* _DIRECTION_:
Find each line with the word "that" and copy it.

* _DATASET EXTRACT_:
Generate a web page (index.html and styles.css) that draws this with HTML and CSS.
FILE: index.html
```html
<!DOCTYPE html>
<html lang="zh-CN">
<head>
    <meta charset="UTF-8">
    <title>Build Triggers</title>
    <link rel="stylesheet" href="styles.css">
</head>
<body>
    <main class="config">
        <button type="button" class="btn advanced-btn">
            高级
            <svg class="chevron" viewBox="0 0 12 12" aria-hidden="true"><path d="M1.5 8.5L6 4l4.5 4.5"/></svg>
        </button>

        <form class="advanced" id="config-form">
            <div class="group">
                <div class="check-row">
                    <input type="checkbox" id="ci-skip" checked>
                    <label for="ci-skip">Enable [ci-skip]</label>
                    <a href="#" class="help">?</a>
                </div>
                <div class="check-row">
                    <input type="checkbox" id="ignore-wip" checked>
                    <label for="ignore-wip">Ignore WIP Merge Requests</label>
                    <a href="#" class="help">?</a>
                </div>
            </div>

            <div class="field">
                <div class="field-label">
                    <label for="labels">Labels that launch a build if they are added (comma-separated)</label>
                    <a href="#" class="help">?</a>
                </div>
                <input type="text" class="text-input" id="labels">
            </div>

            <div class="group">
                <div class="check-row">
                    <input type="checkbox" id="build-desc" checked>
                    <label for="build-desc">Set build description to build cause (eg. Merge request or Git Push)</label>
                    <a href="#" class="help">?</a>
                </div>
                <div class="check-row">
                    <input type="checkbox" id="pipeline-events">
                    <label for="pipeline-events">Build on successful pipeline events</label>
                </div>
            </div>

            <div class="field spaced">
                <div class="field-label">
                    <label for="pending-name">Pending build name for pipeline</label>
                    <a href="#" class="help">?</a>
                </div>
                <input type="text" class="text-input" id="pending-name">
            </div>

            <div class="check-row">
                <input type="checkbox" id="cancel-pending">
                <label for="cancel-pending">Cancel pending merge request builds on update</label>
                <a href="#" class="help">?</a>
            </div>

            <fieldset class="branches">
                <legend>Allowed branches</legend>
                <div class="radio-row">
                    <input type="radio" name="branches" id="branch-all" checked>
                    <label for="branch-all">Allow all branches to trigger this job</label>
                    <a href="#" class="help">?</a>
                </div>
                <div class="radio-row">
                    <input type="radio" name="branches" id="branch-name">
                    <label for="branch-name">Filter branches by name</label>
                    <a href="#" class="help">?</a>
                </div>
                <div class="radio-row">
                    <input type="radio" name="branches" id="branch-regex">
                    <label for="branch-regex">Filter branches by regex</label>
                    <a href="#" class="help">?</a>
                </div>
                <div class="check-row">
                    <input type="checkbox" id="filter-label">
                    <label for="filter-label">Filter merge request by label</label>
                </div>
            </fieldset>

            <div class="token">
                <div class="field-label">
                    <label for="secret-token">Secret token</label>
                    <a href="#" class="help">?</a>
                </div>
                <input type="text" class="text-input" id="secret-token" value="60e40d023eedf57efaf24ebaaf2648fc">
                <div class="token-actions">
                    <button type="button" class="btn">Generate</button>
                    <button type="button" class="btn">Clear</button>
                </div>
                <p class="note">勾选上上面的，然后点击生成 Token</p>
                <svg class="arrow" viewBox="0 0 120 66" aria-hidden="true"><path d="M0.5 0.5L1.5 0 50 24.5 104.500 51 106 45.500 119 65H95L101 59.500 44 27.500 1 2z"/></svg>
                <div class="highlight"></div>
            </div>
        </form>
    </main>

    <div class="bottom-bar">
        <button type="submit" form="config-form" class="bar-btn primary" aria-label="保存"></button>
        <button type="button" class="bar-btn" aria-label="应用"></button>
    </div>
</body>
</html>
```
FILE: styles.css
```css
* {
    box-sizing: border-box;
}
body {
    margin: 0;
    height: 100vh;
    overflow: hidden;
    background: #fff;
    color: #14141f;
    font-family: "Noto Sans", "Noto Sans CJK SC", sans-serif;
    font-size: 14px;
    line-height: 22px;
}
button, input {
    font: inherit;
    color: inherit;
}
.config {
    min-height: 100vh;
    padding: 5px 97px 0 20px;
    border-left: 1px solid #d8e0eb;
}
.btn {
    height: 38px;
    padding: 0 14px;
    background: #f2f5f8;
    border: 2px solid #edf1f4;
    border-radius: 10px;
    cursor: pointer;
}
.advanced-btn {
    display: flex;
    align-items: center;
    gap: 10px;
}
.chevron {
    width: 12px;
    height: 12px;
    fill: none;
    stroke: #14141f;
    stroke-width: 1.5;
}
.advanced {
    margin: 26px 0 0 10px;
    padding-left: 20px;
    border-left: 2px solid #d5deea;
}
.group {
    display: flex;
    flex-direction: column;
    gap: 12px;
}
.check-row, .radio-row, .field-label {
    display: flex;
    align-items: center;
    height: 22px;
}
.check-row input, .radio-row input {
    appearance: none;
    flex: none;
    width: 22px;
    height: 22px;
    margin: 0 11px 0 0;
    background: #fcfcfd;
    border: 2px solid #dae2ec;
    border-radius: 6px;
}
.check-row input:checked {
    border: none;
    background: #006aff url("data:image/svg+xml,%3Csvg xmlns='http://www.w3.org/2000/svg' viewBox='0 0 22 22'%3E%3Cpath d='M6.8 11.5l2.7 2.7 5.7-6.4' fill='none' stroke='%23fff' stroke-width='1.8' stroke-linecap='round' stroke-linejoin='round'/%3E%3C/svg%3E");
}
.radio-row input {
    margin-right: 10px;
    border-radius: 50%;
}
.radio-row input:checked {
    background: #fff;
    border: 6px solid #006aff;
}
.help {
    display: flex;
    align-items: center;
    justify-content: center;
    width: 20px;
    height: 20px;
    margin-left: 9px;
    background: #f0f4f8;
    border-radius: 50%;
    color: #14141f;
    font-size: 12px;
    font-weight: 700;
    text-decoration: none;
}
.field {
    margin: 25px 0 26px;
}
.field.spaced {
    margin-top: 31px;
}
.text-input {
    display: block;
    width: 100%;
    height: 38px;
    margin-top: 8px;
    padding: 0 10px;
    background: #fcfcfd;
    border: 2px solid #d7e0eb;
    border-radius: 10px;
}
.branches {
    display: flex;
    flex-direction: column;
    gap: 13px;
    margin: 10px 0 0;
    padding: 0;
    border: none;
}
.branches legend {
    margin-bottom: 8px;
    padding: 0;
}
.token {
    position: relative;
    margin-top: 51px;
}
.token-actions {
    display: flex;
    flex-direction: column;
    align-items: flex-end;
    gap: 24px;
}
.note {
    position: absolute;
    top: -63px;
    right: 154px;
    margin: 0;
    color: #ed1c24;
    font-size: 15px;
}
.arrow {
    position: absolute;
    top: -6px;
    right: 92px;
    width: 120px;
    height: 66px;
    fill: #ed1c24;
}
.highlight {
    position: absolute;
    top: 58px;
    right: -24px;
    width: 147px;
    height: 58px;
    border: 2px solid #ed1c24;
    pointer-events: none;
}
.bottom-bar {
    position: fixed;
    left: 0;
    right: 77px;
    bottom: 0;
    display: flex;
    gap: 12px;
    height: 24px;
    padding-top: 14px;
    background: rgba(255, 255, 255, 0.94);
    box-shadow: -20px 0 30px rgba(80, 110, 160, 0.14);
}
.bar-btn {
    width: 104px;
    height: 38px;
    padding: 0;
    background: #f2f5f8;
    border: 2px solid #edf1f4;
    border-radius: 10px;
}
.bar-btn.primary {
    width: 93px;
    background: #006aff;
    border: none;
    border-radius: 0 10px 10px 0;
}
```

* _SOLUTION TO THIS TASK_:
Generate a web page (index.html and styles.css) that draws this with HTML and CSS.
                    <label for="labels">Labels that launch a build if they are added (comma-separated)</label>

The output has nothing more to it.